Sebelum penembakan dia membeli buku baru The Catcher in the Rye dan menuliskan di situ: ”To Holden Caulfield from Holden Caulfield”. ”Itulah statement saya,” katanya. Ia bertekad tak akan bicara apa pun seusai pembunuhan. Biar buku ini yang bicara mewakili dirinya.
Tragedi literasi? Waktu itu orang baca buku. Selain dianggap memberi pengaruh dekaden (di bangku sekolah saya membaca novel-novel erotis selain kisah petualangan Winnetou), tidak kurang banyaknya kitab-kitab yang mencerahkan dan menerangi akal budi manusia.
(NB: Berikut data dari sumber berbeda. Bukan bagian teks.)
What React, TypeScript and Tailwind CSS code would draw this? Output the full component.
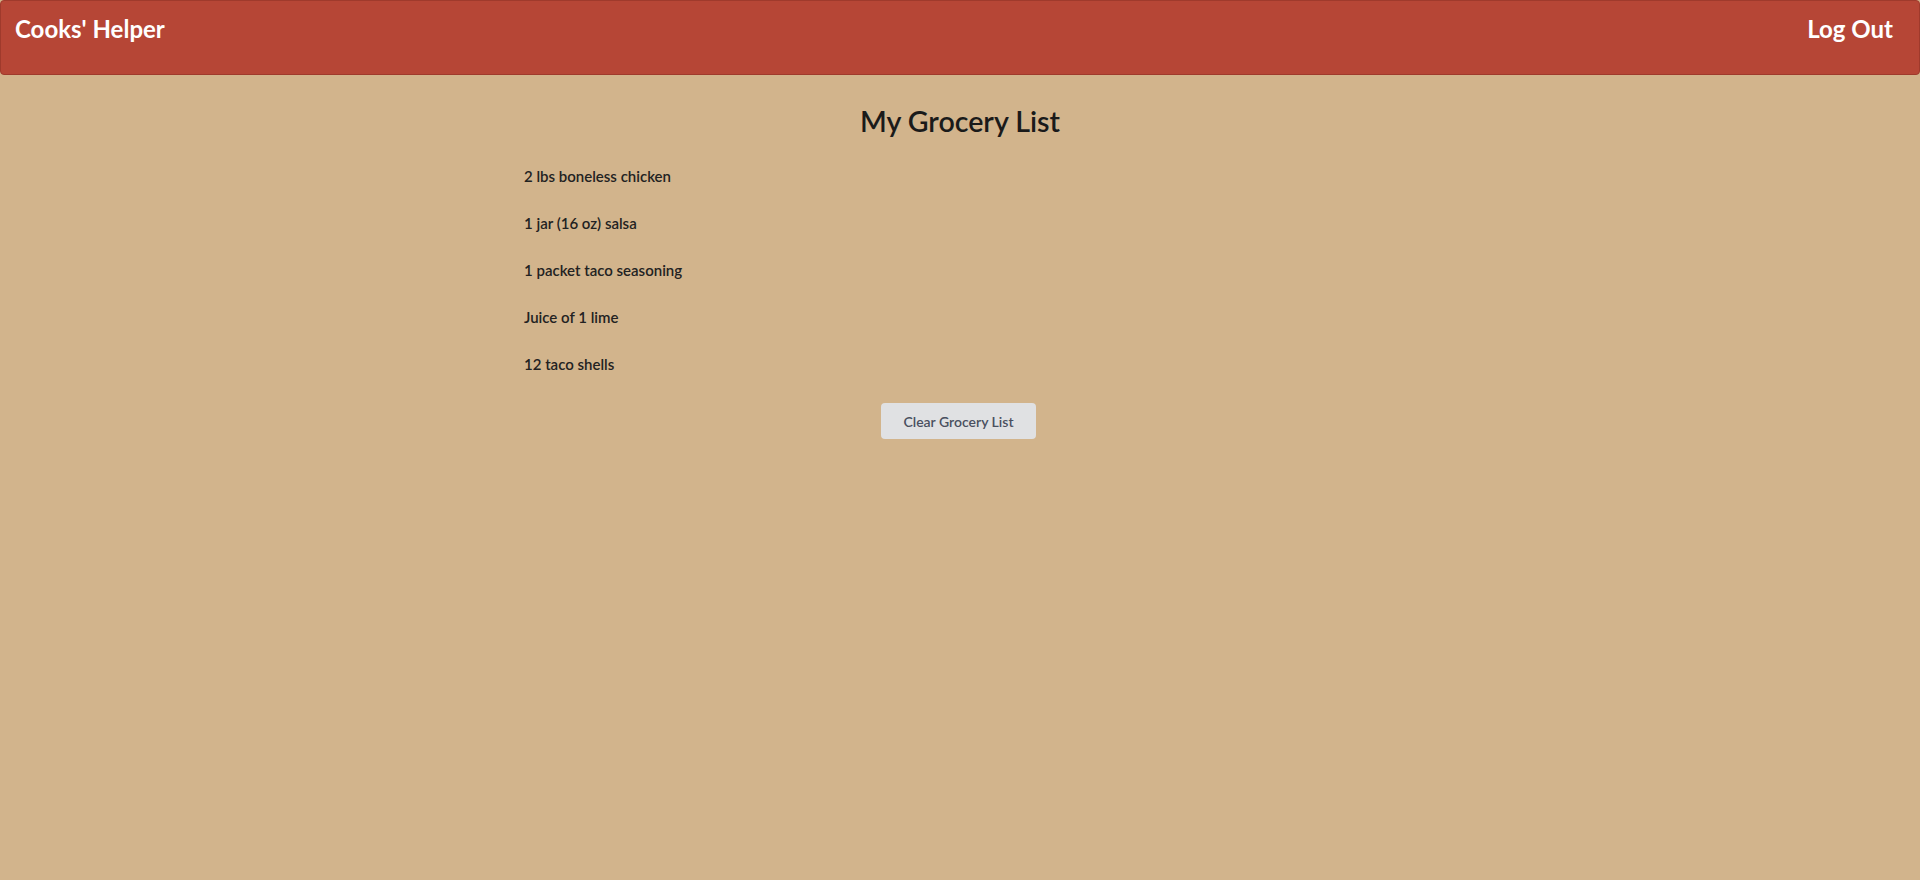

Buku adalah instrumen yang membentuk peradaban sebelum tibanya era digital.
Bagaimana otak manusia terkonstruksi seusai buku digantikan peranti digital?
Istilah paling populer dan dipuja-puja: ini era kecerdasan buatan, artificial intelligence, Revolusi 4.0, anak muda jangan menggugat penguasa atau apa saja yang tengah enak-enak dinikmati kaum mapan. Sibuklah dengan diri sendiri dan rebut teknologi.
China menyebut komputer diannao, artinya otak listrik.
Pada pekerti sebelumnya, keseimbangan manusia ditentukan oleh mind-body-speech. Dengan mind atau pikiran jadi ”otak listrik”, entah bagaimana manusia mencapai keseimbangan diri.
Sosok-sosok maya dengan otak bikinan pabrik berkeliaran di jagat maya, layaknya para buto dalam pewayangan. Mereka tinggal di kegelapan hutan, tak jelas identitasnya, kerjanya menghadang siapa saja yang menginjak hutan larangan, memprovokasi, mengintimidasi, jumpalitan, menakut-nakuti. Kurang lebih demikian kerja makhluk maya termasuk para buzzer.
Bedanya, kalau sosok-sosok tak jelas dalam pewayangan langsung terjungkal dan lenyap oleh tendangan ksatria, sosok kurang jelas dunia maya tak ada matinya. Mereka membuat para pakar kewalahan.
Baik yang dibayar maupun tidak dibayar sama sontoloyonya.